• [STORED ROWS]:
---*---
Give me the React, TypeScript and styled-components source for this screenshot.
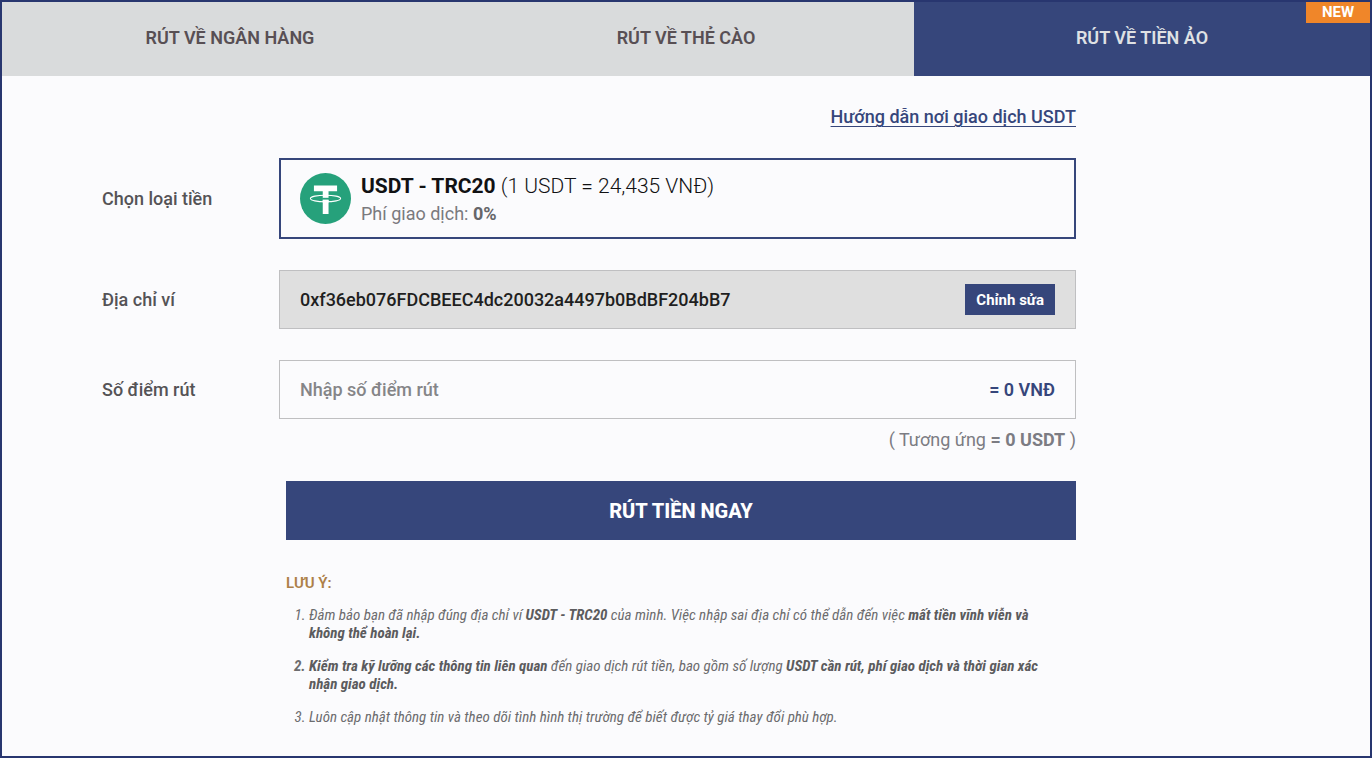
---*---
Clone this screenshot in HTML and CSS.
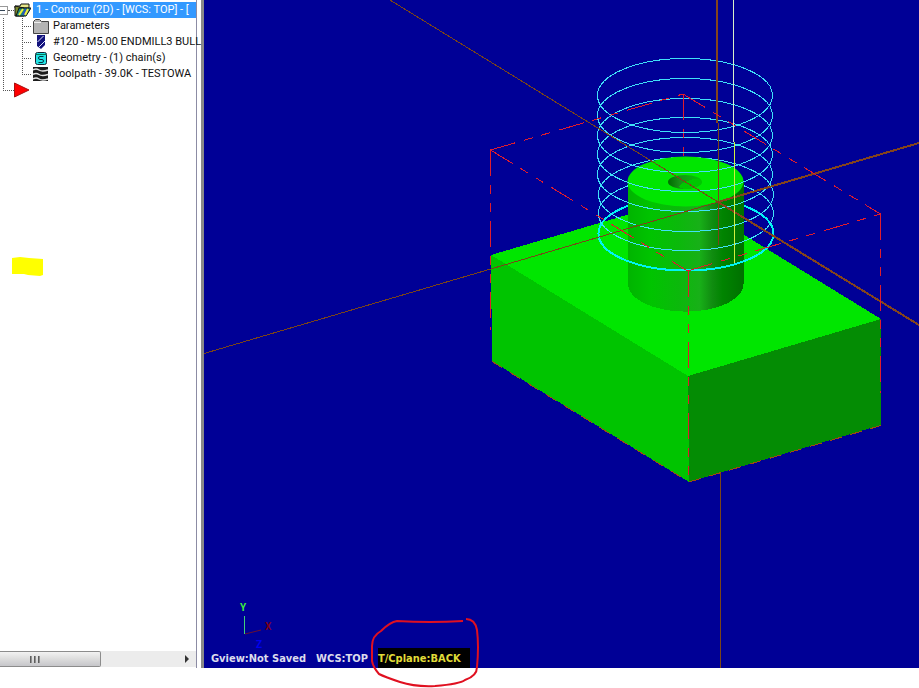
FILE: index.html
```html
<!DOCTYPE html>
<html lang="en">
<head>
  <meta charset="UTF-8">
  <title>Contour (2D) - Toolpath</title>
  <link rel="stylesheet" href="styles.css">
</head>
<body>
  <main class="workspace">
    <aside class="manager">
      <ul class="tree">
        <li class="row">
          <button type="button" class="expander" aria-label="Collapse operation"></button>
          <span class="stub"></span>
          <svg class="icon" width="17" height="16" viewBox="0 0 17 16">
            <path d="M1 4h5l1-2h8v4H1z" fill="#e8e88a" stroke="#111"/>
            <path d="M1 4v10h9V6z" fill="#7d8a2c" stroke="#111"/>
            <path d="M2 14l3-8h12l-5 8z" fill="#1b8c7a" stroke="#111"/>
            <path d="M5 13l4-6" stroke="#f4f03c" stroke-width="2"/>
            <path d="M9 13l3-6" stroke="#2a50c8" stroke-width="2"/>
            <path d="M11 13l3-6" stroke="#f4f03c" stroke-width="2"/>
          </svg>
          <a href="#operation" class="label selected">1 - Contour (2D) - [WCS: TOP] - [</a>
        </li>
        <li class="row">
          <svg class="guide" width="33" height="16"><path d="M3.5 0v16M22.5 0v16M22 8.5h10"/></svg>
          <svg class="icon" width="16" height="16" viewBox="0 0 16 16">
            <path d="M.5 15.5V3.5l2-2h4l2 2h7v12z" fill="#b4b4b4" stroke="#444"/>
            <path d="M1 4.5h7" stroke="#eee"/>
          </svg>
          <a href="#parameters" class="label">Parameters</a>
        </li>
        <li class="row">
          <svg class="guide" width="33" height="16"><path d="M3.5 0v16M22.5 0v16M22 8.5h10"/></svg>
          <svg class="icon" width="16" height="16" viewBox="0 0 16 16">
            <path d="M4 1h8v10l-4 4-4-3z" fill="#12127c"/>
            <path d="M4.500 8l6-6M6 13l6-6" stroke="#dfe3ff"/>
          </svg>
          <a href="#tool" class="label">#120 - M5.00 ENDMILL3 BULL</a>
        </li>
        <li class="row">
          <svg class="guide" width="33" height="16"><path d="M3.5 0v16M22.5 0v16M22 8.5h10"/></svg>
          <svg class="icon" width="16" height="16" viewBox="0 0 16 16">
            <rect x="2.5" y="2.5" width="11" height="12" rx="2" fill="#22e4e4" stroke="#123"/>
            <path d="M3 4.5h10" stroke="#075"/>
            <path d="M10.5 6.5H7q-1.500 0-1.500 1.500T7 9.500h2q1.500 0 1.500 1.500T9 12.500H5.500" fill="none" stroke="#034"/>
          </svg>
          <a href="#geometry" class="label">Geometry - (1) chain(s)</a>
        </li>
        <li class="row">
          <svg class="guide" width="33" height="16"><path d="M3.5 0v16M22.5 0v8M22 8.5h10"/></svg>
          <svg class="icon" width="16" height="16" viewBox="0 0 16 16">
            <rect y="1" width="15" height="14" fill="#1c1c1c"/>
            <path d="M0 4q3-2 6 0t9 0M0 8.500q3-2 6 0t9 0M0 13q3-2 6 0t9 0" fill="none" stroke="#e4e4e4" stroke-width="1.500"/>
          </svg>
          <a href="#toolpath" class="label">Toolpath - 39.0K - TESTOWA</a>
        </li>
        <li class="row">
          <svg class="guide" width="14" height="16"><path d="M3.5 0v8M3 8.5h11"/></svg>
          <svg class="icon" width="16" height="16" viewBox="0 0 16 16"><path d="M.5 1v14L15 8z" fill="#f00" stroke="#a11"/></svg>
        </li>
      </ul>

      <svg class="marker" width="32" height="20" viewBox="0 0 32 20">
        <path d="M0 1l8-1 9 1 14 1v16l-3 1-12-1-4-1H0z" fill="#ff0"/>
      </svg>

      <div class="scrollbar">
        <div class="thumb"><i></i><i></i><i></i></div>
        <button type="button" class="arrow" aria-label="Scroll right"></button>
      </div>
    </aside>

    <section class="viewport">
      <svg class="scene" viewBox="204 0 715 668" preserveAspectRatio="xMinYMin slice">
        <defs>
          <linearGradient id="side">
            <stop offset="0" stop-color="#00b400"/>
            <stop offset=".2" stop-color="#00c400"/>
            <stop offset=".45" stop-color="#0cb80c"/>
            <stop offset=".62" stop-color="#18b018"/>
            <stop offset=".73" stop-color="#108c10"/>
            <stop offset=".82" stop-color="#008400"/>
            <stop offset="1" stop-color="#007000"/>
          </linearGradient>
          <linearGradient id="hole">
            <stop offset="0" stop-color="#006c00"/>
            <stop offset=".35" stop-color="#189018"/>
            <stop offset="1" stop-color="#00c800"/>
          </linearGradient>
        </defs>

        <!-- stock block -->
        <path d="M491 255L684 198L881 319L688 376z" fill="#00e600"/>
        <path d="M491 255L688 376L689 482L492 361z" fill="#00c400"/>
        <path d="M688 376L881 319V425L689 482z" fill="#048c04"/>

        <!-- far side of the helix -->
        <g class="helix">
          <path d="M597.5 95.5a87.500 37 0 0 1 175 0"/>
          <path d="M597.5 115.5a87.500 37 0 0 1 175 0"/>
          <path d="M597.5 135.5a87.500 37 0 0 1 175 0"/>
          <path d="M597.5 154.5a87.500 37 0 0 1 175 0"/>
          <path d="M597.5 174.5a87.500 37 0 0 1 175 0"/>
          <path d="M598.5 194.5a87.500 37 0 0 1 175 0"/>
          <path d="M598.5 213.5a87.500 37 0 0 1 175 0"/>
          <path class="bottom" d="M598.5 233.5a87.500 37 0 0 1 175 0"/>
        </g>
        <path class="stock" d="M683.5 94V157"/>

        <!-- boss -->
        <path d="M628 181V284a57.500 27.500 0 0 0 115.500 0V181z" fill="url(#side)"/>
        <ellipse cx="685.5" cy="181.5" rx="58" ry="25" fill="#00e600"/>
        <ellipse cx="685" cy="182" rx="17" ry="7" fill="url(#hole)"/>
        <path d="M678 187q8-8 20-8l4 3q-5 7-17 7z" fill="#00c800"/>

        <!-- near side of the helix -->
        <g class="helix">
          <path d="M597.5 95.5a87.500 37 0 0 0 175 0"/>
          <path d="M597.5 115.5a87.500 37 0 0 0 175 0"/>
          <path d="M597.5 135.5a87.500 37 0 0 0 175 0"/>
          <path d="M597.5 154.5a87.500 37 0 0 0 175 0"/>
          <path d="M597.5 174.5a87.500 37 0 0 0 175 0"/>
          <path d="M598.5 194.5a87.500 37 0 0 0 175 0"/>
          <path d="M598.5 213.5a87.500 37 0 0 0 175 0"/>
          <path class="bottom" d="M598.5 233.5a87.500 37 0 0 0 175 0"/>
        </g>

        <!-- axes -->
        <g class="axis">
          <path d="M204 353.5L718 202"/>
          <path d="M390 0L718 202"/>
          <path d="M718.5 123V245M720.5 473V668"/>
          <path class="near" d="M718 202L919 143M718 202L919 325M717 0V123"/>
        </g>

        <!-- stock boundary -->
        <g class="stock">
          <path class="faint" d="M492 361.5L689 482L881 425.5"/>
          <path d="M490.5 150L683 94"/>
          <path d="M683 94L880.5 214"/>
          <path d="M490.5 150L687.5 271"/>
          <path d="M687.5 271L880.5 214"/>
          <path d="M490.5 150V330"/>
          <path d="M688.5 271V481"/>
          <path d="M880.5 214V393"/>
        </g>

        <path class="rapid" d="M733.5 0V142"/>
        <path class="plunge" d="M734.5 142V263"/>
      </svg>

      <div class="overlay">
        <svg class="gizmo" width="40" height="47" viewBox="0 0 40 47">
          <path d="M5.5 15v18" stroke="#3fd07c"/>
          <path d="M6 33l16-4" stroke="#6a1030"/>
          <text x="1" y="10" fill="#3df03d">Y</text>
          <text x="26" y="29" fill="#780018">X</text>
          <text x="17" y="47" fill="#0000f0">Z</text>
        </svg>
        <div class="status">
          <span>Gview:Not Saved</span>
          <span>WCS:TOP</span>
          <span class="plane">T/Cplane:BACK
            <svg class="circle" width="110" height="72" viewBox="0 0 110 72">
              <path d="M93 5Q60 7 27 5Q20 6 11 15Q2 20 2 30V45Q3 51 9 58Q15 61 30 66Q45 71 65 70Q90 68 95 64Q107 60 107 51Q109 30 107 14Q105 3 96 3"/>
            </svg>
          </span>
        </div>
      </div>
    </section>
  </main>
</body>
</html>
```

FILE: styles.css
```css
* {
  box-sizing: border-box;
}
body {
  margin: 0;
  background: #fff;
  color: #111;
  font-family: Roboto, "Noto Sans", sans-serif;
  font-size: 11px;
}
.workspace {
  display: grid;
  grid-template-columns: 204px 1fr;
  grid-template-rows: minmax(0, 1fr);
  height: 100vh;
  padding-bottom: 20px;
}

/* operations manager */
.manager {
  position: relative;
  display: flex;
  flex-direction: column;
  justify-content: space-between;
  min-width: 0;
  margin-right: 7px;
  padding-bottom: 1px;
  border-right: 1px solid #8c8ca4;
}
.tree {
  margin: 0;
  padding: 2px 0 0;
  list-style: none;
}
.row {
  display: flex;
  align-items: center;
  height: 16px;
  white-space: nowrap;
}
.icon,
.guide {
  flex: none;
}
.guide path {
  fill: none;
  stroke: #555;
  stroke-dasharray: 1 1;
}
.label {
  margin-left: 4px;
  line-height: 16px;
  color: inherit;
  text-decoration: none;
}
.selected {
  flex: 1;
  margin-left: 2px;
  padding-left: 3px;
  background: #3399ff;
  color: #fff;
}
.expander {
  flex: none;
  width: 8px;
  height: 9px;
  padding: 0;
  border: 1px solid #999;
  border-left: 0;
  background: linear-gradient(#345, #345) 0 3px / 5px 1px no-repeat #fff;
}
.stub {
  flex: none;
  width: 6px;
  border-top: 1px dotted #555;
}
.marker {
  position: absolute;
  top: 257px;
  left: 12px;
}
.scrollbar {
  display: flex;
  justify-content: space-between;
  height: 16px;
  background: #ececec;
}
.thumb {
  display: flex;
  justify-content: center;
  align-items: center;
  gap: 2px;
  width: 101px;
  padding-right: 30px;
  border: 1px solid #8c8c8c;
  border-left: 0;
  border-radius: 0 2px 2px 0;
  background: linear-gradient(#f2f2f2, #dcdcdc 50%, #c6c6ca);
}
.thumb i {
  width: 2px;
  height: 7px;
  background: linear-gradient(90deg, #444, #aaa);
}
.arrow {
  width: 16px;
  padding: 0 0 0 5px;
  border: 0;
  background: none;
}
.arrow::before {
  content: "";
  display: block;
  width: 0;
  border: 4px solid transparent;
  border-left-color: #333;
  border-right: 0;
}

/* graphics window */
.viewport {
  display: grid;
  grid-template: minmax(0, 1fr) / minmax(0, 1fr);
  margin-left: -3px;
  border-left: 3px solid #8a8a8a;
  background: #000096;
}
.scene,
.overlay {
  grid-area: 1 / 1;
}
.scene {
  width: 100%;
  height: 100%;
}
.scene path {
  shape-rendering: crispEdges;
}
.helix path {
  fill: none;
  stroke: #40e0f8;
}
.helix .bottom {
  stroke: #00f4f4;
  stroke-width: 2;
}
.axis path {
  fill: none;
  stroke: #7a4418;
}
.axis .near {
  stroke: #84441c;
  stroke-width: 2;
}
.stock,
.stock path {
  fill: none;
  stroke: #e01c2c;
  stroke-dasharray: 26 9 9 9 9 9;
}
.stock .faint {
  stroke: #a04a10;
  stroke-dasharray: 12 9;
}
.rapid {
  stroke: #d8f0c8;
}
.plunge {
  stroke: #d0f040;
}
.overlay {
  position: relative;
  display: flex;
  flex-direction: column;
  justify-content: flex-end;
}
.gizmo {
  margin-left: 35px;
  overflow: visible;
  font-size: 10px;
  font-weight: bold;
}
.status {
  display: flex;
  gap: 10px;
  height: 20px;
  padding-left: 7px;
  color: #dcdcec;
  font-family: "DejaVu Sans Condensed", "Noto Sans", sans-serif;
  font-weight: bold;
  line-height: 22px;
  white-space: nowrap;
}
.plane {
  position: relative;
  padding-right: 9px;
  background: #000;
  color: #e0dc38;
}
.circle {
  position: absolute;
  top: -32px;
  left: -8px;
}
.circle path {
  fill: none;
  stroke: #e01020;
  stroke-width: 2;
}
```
---*---
Identify every line holding the word "screenshot" and copy it out.

Give me the React, TypeScript and styled-components source for this screenshot.
Clone this screenshot in HTML and CSS.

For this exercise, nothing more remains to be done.